Davos attempt to flee back to K'un-Lun, but is stopped by Sparrow and the other freed citizens. In the ensuing fight, Davos kills Gork to gain the Iron Fist for himself. Instead, Pei receives the power and swiftly defeats Davos while Iron Fist absorbs the One's chi to vanquish Zhu Rong. Davos' Iron Fist powers are restored by Lin Feng, who he joins in his campaign to revive Chiyou.

== Powers and abilities ==
The Steel Serpent is a master of the martial arts of K'un-Lun, including those practiced millennia ago. His skills rival those of Iron Fist, and he has defeated him several times in combat, though usually with the element of surprise on his side. He is very strong, fast, agile, and tough with lightning quick reflexes and reactions. He has proved capable of draining the power of the Iron Fist (the energies of Shou-Lao) from its wielder by pressing his serpentine tattoo against the wielder's dragon tattoo. Upon entering the service of Lin Feng, Davos was granted the power of the Iron Fist again through Feng's dark magic.

Davos has used his chi-absorbing abilities to absorb the life-force of other beings, including their flesh blood, allowing him to heal his body from near fatal wounds.

Davos was granted the power of the Crane Mother, giving him similar chi-augmenting abilities as the Iron Fist.
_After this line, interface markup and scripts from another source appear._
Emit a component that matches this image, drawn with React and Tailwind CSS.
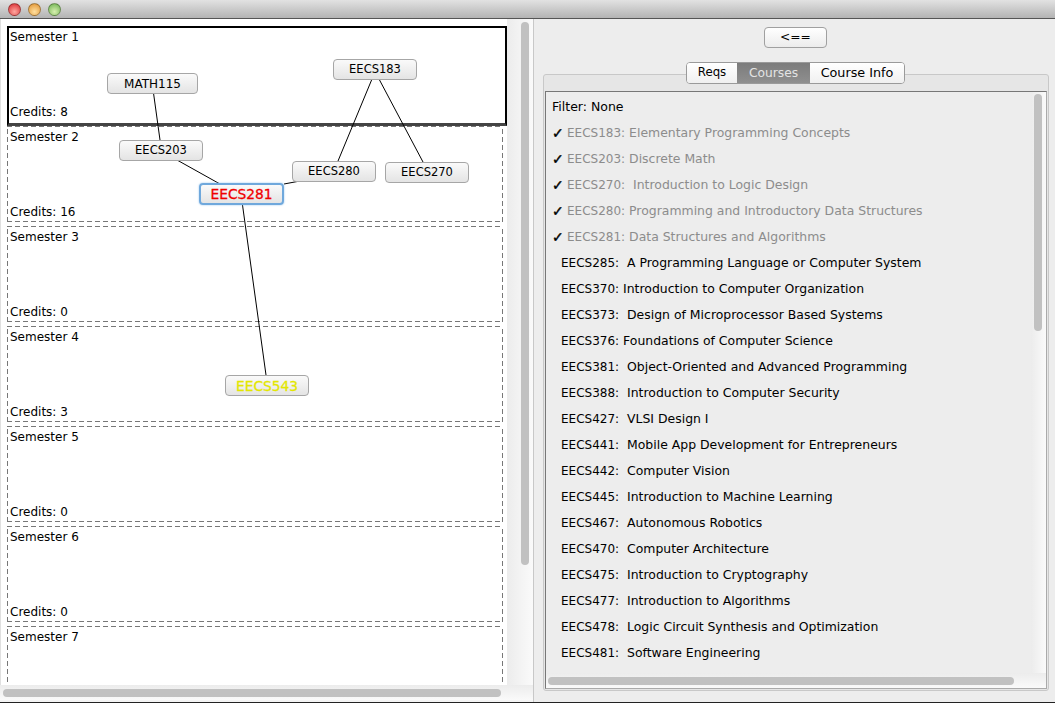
const semesters = [
  { name: 'Semester 1', credits: 8 },
  { name: 'Semester 2', credits: 16 },
  { name: 'Semester 3', credits: 0 },
  { name: 'Semester 4', credits: 3 },
  { name: 'Semester 5', credits: 0 },
  { name: 'Semester 6', credits: 0 },
  { name: 'Semester 7', credits: null },
];

const nodes = [
  { label: 'MATH115', cls: 'left-[107px] top-[54px] w-[91px] h-[21px] text-black text-[12px]' },
  { label: 'EECS183', cls: 'left-[333px] top-[40px] w-[84px] h-[21px] text-black text-[11.5px]' },
  { label: 'EECS203', cls: 'left-[119px] top-[121px] w-[84px] h-[21px] text-black text-[11.5px]' },
  { label: 'EECS280', cls: 'left-[292px] top-[142px] w-[84px] h-[21px] text-black text-[11.5px]' },
  { label: 'EECS270', cls: 'left-[385px] top-[143px] w-[84px] h-[21px] text-black text-[11.5px]' },
  { label: 'EECS543', cls: 'left-[225px] top-[356px] w-[84px] h-[21px] text-[#e3e600] text-[13.75px] [-webkit-text-stroke:0.3px_#e3e600]' },
];

const lines = [
  [153.5, 74, 160, 121],
  [177, 141, 220, 165],
  [284, 165, 300, 162],
  [372, 60, 338, 142],
  [379, 60, 423, 143],
  [242.5, 186, 266, 356],
];

const courses = [
  ['EECS183: Elementary Programming Concepts', true],
  ['EECS203: Discrete Math', true],
  ['EECS270:  Introduction to Logic Design', true],
  ['EECS280: Programming and Introductory Data Structures', true],
  ['EECS281: Data Structures and Algorithms', true],
  ['EECS285:  A Programming Language or Computer System'],
  ['EECS370: Introduction to Computer Organization'],
  ['EECS373:  Design of Microprocessor Based Systems'],
  ['EECS376: Foundations of Computer Science'],
  ['EECS381:  Object-Oriented and Advanced Programming'],
  ['EECS388:  Introduction to Computer Security'],
  ['EECS427:  VLSI Design I'],
  ['EECS441:  Mobile App Development for Entrepreneurs'],
  ['EECS442:  Computer Vision'],
  ['EECS445:  Introduction to Machine Learning'],
  ['EECS467:  Autonomous Robotics'],
  ['EECS470:  Computer Architecture'],
  ['EECS475:  Introduction to Cryptography'],
  ['EECS477:  Introduction to Algorithms'],
  ['EECS478:  Logic Circuit Synthesis and Optimization'],
  ['EECS481:  Software Engineering'],
];

// long dashes, plain border-dashed comes out too short at 1px
const dashed =
  '[background:repeating-linear-gradient(90deg,#777_0_5px,transparent_5px_8px)_top/100%_1px_no-repeat,repeating-linear-gradient(90deg,#777_0_5px,transparent_5px_8px)_bottom/100%_1px_no-repeat,repeating-linear-gradient(0deg,#777_0_5px,transparent_5px_8px)_left/1px_100%_no-repeat,repeating-linear-gradient(0deg,#777_0_5px,transparent_5px_8px)_right/1px_100%_no-repeat]';

function Light({ cls }) {
  return <span className={`w-[13px] h-[13px] rounded-full border border-[#00000050] ${cls}`} />;
}

function Semester({ semester, index }) {
  const first = index === 0;
  return (
    <div
      className={
        first
          ? 'w-[500px] h-[100px] shrink-0 border-2 border-black border-b-[3px] border-b-[#444] flex flex-col justify-between pl-[1px] pb-[2px]'
          : `w-[496px] h-[96px] shrink-0 mb-[4px] flex flex-col justify-between pl-[3px] pt-[2px] pb-[1px] ${dashed}`
      }
    >
      <span className="leading-[18px]">{semester.name}</span>
      {semester.credits !== null && <span className="leading-[18px]">Credits: {semester.credits}</span>}
    </div>
  );
}

function GraphPane() {
  return (
    <div className="w-[534px] shrink-0 flex flex-col border-r border-[#c8c8c8] bg-[#f4f4f4]">
      <div className="flex h-[666px]">
        <div className="relative w-[507px] h-full overflow-hidden bg-white pl-[6px] pt-[7px] border-l border-l-[#e0e0e0] text-[12px]">
          {semesters.map((s, i) => (
            <Semester key={s.name} semester={s} index={i} />
          ))}
          <svg className="absolute left-[-1px] top-0" width="507" height="666">
            {lines.map(([x1, y1, x2, y2]) => (
              <line key={`${x1}-${y1}`} x1={x1} y1={y1} x2={x2} y2={y2} stroke="black" strokeWidth="1" />
            ))}
          </svg>
          {nodes.map((n) => (
            <div
              key={n.label}
              className={`absolute ml-[-1px] pt-[1px] flex items-center justify-center rounded-[4px] border border-[#a6a6a6] bg-gradient-to-b from-[#fafafa] via-[#efefef] to-[#e4e4e4] ${n.cls}`}
            >
              {n.label}
            </div>
          ))}
          <div className="absolute left-[198px] top-[164px] w-[85px] h-[22px] pt-[1px] flex items-center justify-center rounded-[4px] border-2 border-[#6fa8dc] bg-gradient-to-b from-[#fafafa] via-[#efefef] to-[#e4e4e4] text-[#f00000] text-[13.75px] [-webkit-text-stroke:0.3px_#f00000] shadow-[0_0_2px_#8fc0ee]">
            EECS281
          </div>
        </div>
        <div className="flex-1 pl-[14px] pt-[3px] bg-gradient-to-r from-[#ececec] to-[#fafafa]">
          <div className="w-[8px] h-[543px] rounded-full bg-[#c1c1c1]" />
        </div>
      </div>
      <div className="h-[15px] flex items-center pl-[3px] bg-gradient-to-b from-[#ececec] to-[#fafafa]">
        <div className="w-[498px] h-[8px] rounded-full bg-[#c1c1c1]" />
      </div>
    </div>
  );
}

function CoursesPane() {
  return (
    <div className="flex-1 flex flex-col bg-[#ededed] pt-[8px]">
      <button className="ml-[230px] w-[63px] h-[21px] rounded-[4px] border border-[#a0a0a0] bg-gradient-to-b from-white to-[#ececec] flex items-center justify-center">
        {'<=='}
      </button>
      <div className="relative mt-[26px] ml-[9px] w-[506px] h-[617px] rounded-[3px] border border-[#c8c8c8] bg-[#e6e6e6] p-[1px] pt-[16px]">
        <div className="absolute left-[142px] top-[-13px] flex h-[22px] rounded-[4px] border border-[#9a9a9a] bg-white overflow-hidden">
          <span className="w-[50px] flex items-center justify-center bg-gradient-to-b from-white to-[#f0f0f0] text-[11.75px]">Reqs</span>
          <span className="w-[73px] flex items-center justify-center bg-gradient-to-b from-[#7c7c7c] to-[#8f8f8f] text-[#e4e4e4]">Courses</span>
          <span className="w-[94px] flex items-center justify-center bg-gradient-to-b from-white to-[#f0f0f0] text-[12.75px]">Course Info</span>
        </div>
        <div className="h-[598px] border border-[#777] border-b-[#aaa] border-r-[#aaa] flex flex-col bg-[#ededed]">
          <div className="flex flex-1 min-h-0">
            <div className="flex-1 overflow-hidden pt-[2px] pl-[6px]">
              <div className="h-[26px] flex items-center text-[12.5px]">Filter: None</div>
              {courses.map(([text, done]) => (
                <div key={text} className="h-[26px] flex items-center whitespace-pre">
                  {done ? (
                    <span className="w-[15px] shrink-0 text-[14px] text-black [-webkit-text-stroke:0.4px_#000]">✓</span>
                  ) : (
                    <span className="w-[9px] shrink-0" />
                  )}
                  <span className={done ? 'text-[#8c8c8c]' : 'text-black'}>
                    <span className="text-[12px]">{text.slice(0, 8)}</span>
                    <span className="text-[12.45px]">{text.slice(8)}</span>
                  </span>
                </div>
              ))}
            </div>
            <div className="w-[15px] shrink-0 pl-[3px] pt-[2px] bg-gradient-to-r from-[#ececec] to-[#fafafa]">
              <div className="w-[8px] h-[237px] rounded-full bg-[#c1c1c1]" />
            </div>
          </div>
          <div className="h-[15px] flex items-center pl-[2px] bg-gradient-to-b from-[#ececec] to-[#fafafa]">
            <div className="w-[466px] h-[8px] rounded-full bg-[#c1c1c1]" />
          </div>
        </div>
      </div>
    </div>
  );
}

export default function App() {
  return (
    <div className="w-[1055px] h-[703px] overflow-hidden flex flex-col bg-[#ededed] text-black text-[12.25px] font-['DejaVu_Sans',sans-serif]">
      <div className="h-[19px] shrink-0 flex items-center gap-[7px] pl-[8px] bg-gradient-to-b from-[#e2e2e2] to-[#b4b4b4] border-b border-[#555]">
        <Light cls="bg-[radial-gradient(circle_at_50%_70%,#ffa8a0,#d8262c)]" />
        <Light cls="bg-[radial-gradient(circle_at_50%_70%,#ffe0a0,#e0902c)]" />
        <Light cls="bg-[radial-gradient(circle_at_50%_70%,#d8f0b0,#6ab04c)]" />
      </div>
      <div className="flex-1 min-h-0 flex">
        <GraphPane />
        <CoursesPane />
      </div>
      <div className="h-[1px] shrink-0 bg-[#222]" />
    </div>
  );
}
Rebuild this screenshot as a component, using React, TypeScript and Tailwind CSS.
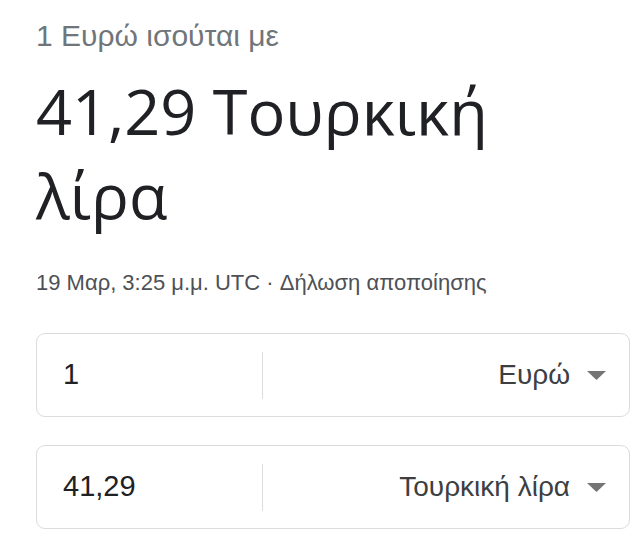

As the Steel Phoenix, Davos has been able to perform the Steel Phoenix Blow, which he used to create a replacement hand from chi after his hand was severed. After the Crane Mother cut him off from her power, Davos was gifted a cybernetic arm by the One.

Davos once wielded taloned gloves that were equipped with miniature flamethrowers, which he called the Serpent's Sting.

== In other media ==

- Davos / Steel Serpent appears in Iron Fist, portrayed by Sacha Dhawan, while his younger self is portrayed by Shiv Pai.

- Steel Serpent appears as a playable character in Lego Marvel Super Heroes 2, voiced by Sacha Dhawan.